WORCESTERSHIRE County Council is powerless to stop its first academy introducing an entrance test which some fear will result in it cherry-picking pupils.

More concerns have been raised about Tudor Grange Academy’s system to manage over-subscription to the school.

We previously reported in your Worcester News how the school wants potential pupils to sit an ability test with the results used to sort the children into nine bands.

Headteacher Claire Maclean said the system, called fair banding, is the fairest way to ensure the school is “fully comprehensive”with an equal spread of pupils of differing abilities.

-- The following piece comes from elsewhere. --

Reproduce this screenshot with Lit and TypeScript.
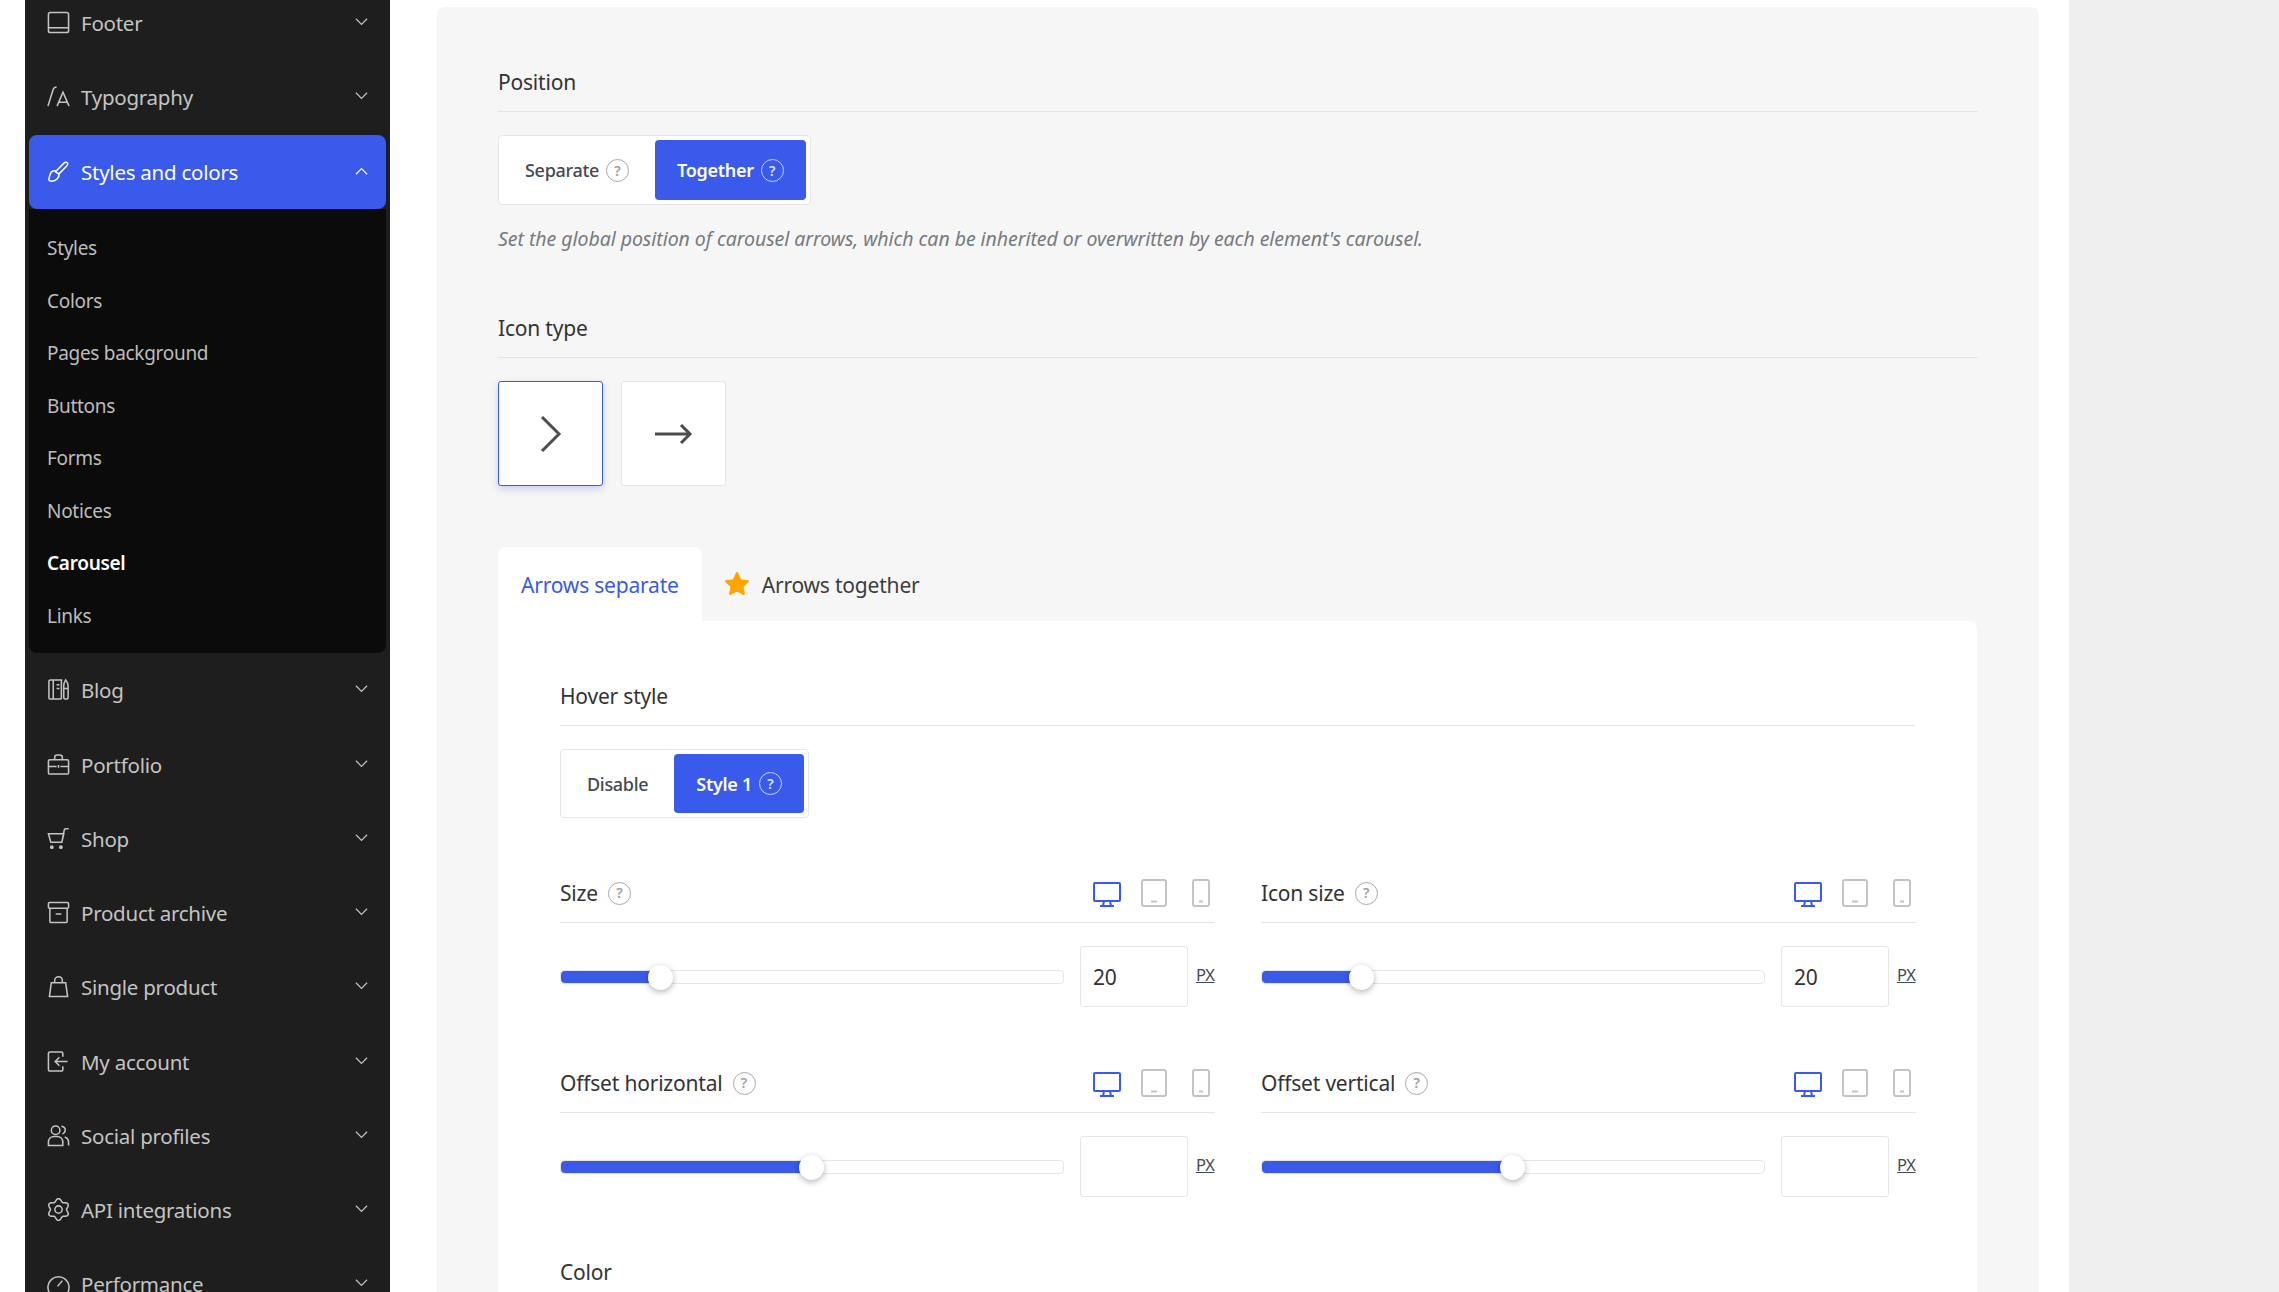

But some parents and governors are worried it will result in children who might have previously attended Tudor Grange having to commute to another school in the city.

Responding to a question asked by Councillor Alan Amos about what powers the council has to ensure children attend their school of choice, Councillor Jane Potter, cabinet member for education and skills, said all taxpayer-funded schools have to comply with the Schools Admissions Code which, by law, gives priority to children in care.

At a meeting of full council she said: “County council officers are under an obligation to monitor and object to policies which don’t comply with the Schools Admissions Code but this does not include catchment areas and local children receiving priority.”

Coun Amos, a Labour member who represents Warndon and Gorse Hill, said: “Isn’t this mess that certain schools are about to witness in the months ahead the direct and sole consequence of the Government’s policy to destroy local education authorities and state secondary education by bribing schools to become academies which are clearly now setting their own admissions criteria at the expense of everybody else to the advantage of pushy middle-class parents and basically to hell with everyone else even if they live near the school?”

Coun Potter, Conservative, said: “The short answer to that is no.

“Academy schools also have to comply to the School Admissions Code but we aren’t able to interfere with it if they do actually conform to that code.”

As previously reported, two other Worcester secondary schools – Nunnery Wood High School and Christopher Whitehead Language College – have also been approved to become academies this year.